Poor little rich boys

The Company Men

Kid, nothing lasts forever. It’s time to retrain, recalibrate and pick up a hammer.

Kid, nothing lasts forever. It’s time to retrain, recalibrate and pick up a hammer.

Rated 3.0

It is, as David Mamet reminds us, potentially the worst of all possible epithets. Witness Al Pacino to Kevin Spacey in Glengarry Glen Ross: “What you’re hired for is to help us. Does that seem clear to you? To help us. Not to fuck us up. To help those who are going out there to try to earn a living. You fairy. You company man!” Even the predatory chest-thumping homophobic solipsist has his first principles. Even he knows enough to at least pretend that comradeship with his fellow worker matters more than saving face with management. The company man, on the other hand, cannot be redeemed, for it is he who bears so much responsibility for the corrosion of the American Dream.

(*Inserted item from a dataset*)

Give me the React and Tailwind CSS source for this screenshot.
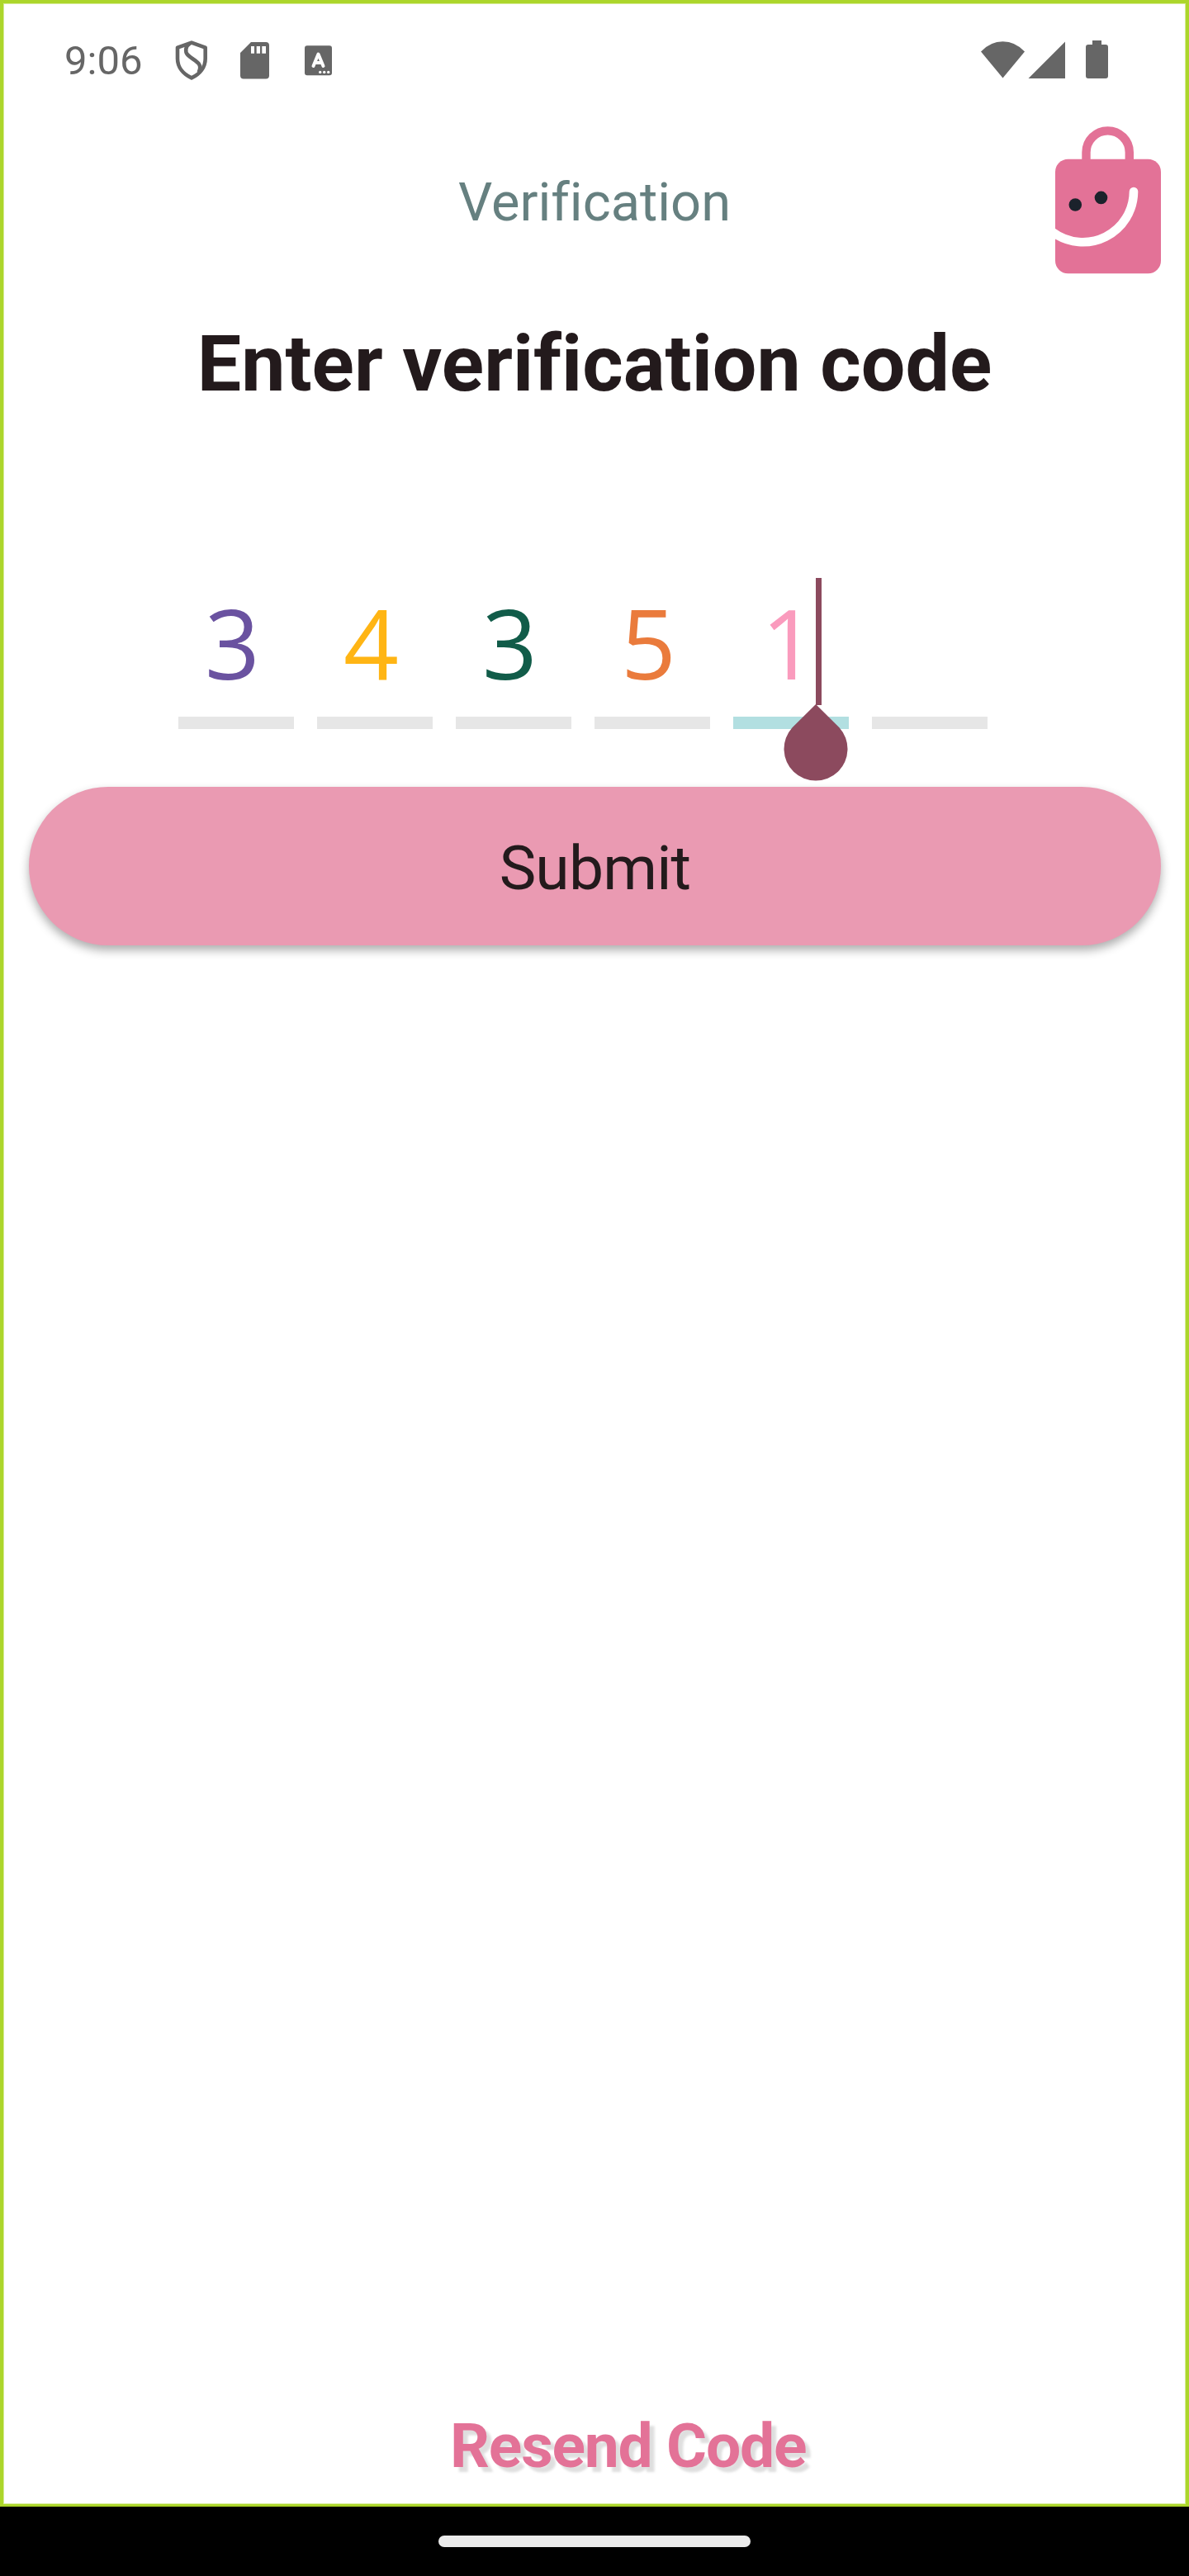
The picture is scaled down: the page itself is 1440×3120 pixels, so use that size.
const DIGITS = [
  { value: "3", color: "text-[#6a52a0]", line: "bg-[#e6e6e6]" },
  { value: "4", color: "text-[#ffb514]", line: "bg-[#e6e6e6]" },
  { value: "3", color: "text-[#115c49]", line: "bg-[#e6e6e6]" },
  { value: "5", color: "text-[#ea7b3c]", line: "bg-[#e6e6e6]" },
  { value: "1", color: "pl-[4px] text-[#fa9bbd]", line: "bg-[#b2dfe1]", active: true },
  { value: "", color: "", line: "bg-[#e6e6e6]" },
];

function StatusBar() {
  return (
    <div className="flex h-[140px] items-start justify-between pt-[45px] pr-[94px] pl-[74px] text-[#666666]">
      <div className="flex">
        <span className="w-[134px] pt-[1px] text-[49px] leading-[48px]">9:06</span>
        <svg width="40" height="48" viewBox="0 0 40 48" fill="none" stroke="currentColor" strokeWidth="4.6" strokeLinejoin="round">
          <path d="M20 2.6 36.7 8.6V22C36.7 32.5 30 40.8 20 45.4 10 40.8 3 32.5 3 22V8.6Z" />
          <path d="M18 3.6C12.5 7 11.8 13.500 15.300 17.400C19 21.500 25.500 24 28.700 28.200C31 31.300 30.800 34.500 28.600 38.500" />
        </svg>
        <svg className="ml-[39px]" width="35" height="48" viewBox="0 0 35 48" fill="currentColor">
          <path
            fillRule="evenodd"
            d="M13 2H31Q35 2 35 6V42.500Q35 46.500 31 46.500H4Q0 46.500 0 42.500V15ZM13 7V15.700H17V7ZM19.700 7V15.700H24V7ZM26.300 7V15.700H31V7Z"
          />
        </svg>
        <svg className="ml-[43px]" width="33" height="48" viewBox="0 0 33 48">
          <rect y="6.200" width="33" height="36" rx="3" fill="currentColor" />
          <path d="M10.500 31 16.500 16.500 22.500 31M13 27H20" fill="none" stroke="#fff" strokeWidth="4" strokeLinecap="round" strokeLinejoin="round" />
          <g fill="#fff">
            <circle cx="18.700" cy="38.400" r="1.700" />
            <circle cx="23.700" cy="38.400" r="1.700" />
            <circle cx="28.700" cy="38.400" r="1.700" />
          </g>
        </svg>
      </div>
      <div className="flex">
        <svg width="53" height="48" viewBox="0 0 53 48" fill="currentColor">
          <path d="M0 13.500Q11.500 1.300 26.500 1.300T53 13.500L26.500 45.500Z" />
        </svg>
        <svg className="ml-[4px]" width="45" height="48" viewBox="0 0 45 48" fill="currentColor">
          <path d="M45 1.500V46H0.500Z" />
        </svg>
        <svg className="ml-[25px]" width="27" height="48" viewBox="0 0 27 48" fill="currentColor">
          <path d="M8 0H19V5H24Q27 5 27 8V43Q27 46 24 46H3Q0 46 0 43V8Q0 5 3 5H8Z" />
        </svg>
      </div>
    </div>
  );
}

function BagLogo() {
  return (
    <svg width="128" height="180" viewBox="0 0 128 180" fill="none">
      <path d="M37.500 45V32.500a26 26 0 0 1 52.300 0V45" stroke="#e37297" strokeWidth="10.400" />
      <rect y="40.800" width="128" height="138.500" rx="15.500" fill="#e37297" />
      <path d="M-3 129.200A61.500 61.500 0 0 0 95 80" stroke="#fff" strokeWidth="10.600" strokeLinecap="round" />
      <circle cx="24.300" cy="96" r="7.800" fill="#1b222b" />
      <circle cx="55.500" cy="87.400" r="7.800" fill="#1b222b" />
    </svg>
  );
}

function Caret() {
  return (
    <div className="absolute top-0 left-[60px] h-[250px] w-[80px]">
      <div className="ml-[40px] h-[154px] w-[7px] bg-[#8c4a5e]" />
      <svg className="relative -top-px left-[1px]" width="78" height="94" viewBox="0 0 78 94" fill="#8c4a5e">
        <path d="M39 0 67.500 28.200A38.500 38.500 0 1 1 10.500 28.200Z" />
      </svg>
    </div>
  );
}

function CodeInput() {
  return (
    <div className="flex gap-[28px] pl-[212px] font-['Open_Sans',sans-serif]">
      {DIGITS.map((d, i) => (
        <div key={i} className="relative flex h-[183px] w-[140px] flex-col justify-between pt-[19px]">
          <span className={`pr-[9px] text-center text-[117px] leading-none ${d.color}`}>{d.value}</span>
          <div className={`mt-auto h-[15px] ${d.line}`} />
          {d.active && <Caret />}
        </div>
      ))}
    </div>
  );
}

export default function App() {
  return (
    <div className="flex h-[3120px] w-[1440px] flex-col overflow-hidden bg-black font-['Roboto',sans-serif] [font-variant-ligatures:none]">
      <main className="flex h-[3036px] flex-col border-4 border-b-3 border-[#acd62b] bg-white shadow-[inset_0_0_0_1px_#d5eb95]">
        <StatusBar />
        <header className="grid h-[188px] grid-cols-[1fr_auto_1fr] pt-[8px] pr-[30px] pl-[30px]">
          <div />
          <h1 className="pt-[61px] text-[65px] leading-none whitespace-nowrap text-[#668080]">Verification</h1>
          <div className="flex justify-end">
            <BagLogo />
          </div>
        </header>
        <h2 className="mt-[61px] text-center text-[95px] leading-none font-bold whitespace-nowrap text-[#231a1c]">Enter verification code</h2>
        <div className="mt-[212px]">
          <CodeInput />
        </div>
        <button className="mt-[70px] mr-[30px] ml-[31px] h-[192px] shrink-0 rounded-full bg-[#ea9ab2] pt-[4px] text-[75px] leading-none tracking-[-0.8px] text-[#231a1c] shadow-[0_6px_12px_rgba(0,0,0,0.32)]">
          Submit
        </button>
        <div className="mt-auto flex h-[108px] pl-[541px]">
          <span className="text-[75px] leading-none font-bold tracking-[-1.2px] whitespace-nowrap text-[#e37297] [text-shadow:6px_6px_3px_rgba(0,0,0,0.13)]">
            Resend Code
          </span>
        </div>
      </main>
      <div className="flex h-[84px] justify-center pt-[35px]">
        <div className="h-[14px] w-[378px] rounded-full bg-[#ebebeb]" />
      </div>
    </div>
  );
}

Maybe so. But is he at all pitiable? That’s an open question in writer-director John Wells’ The Company Men, which uses the dramatic feature film as field notes toward an anthropology of corporate downsizing. Wells’ solemn study seems timelier now than Mamet’s play-cum-film was in the early 1990s, so it’s too bad that the former is also less vicious, less essential.

For decades, Wells has held court as an executive producer in American television, presiding over ER, Third Watch and The West Wing, among other standouts in the endless march of prime-time soaps. Now he’s finally traded up to the big screen, harnessing plenty of scale-appropriate star power with Ben Affleck, Chris Cooper, Kevin Costner and Tommy Lee Jones. And his movie feels like a strong, solidly credentialed TV show.

This market being what it is, it’s not always enough for a man to coast on his credentials, or so Wells’ suddenly redundant industrialists learn when the Great Recession comes to their Boston-based multinational transportation conglomerate. Bobby (Affleck), the hotshot, has a big house and a big head. He golfs and gloats and guns the engine in his Porsche. He can’t even admit that he’s lost his job, let alone accept another from his resentful blue-collar brother-in-law (Costner), a lowly carpenter (and that’s a clever touch: salt of the earth as salt in the wound).

Phil (Cooper) is the seasoned executive who came by his high status honestly, by working his way up from the bottom rung. Now his ultimate reward for making the company his life is to lose it. Gene (Jones), a co-founder, has sense enough to give his wife a withering look when she asks to borrow one of the corporate jets for a shopping trip to Palm Springs. Less sensibly, perhaps, he has his human resources executioner (Maria Bello) for a mistress; eventually she fires him, too.

As Wells bounces around among his characters and describes their crumbling complacency, we can feel the contaminating radiation of economic implosion. But the ensemble approach is self-diluting, too. It becomes clear that Wells is better at gradual portraiture than dramaturgy; because The Company Men is a film and not a TV show, it reads as a gathering of good performances in search of a greater meaning. One virtue of the season-long episodic structure—whether taken in by old-fashioned appointment viewing or by a binge on DVDs—is the loose freedom of casually checking in on multiple characters and feeling our lives moving along as theirs do (even if only in circles), without the urgency to wrap things up within a couple of captive hours. The great films can make those captive hours seem like whole lifetimes, of course, but they depend on a metabolism that Wells has yet to master.

And so he corners himself into a contrived denouement: the swell of anthemic music as shorthand for optimism and the unconvincing call to scale down our priorities, take a deep breath, do a quick bootstrap tug and just get back to work. Where’s the coruscating rage of Mametism when we need it?

Still, and not least because Roger Deakins’ darkly glinting cinematography supplies just the right kind of polished gloom, the men of The Company Men do give off a certain shine. If their familiar and presumably pitiable woe is not entirely cathartic, it is at least as watchable as a collective cringe-worthy life crisis can be, and quite paradoxically diverting for a depressingly realistic look at a headline-hogging national hardship.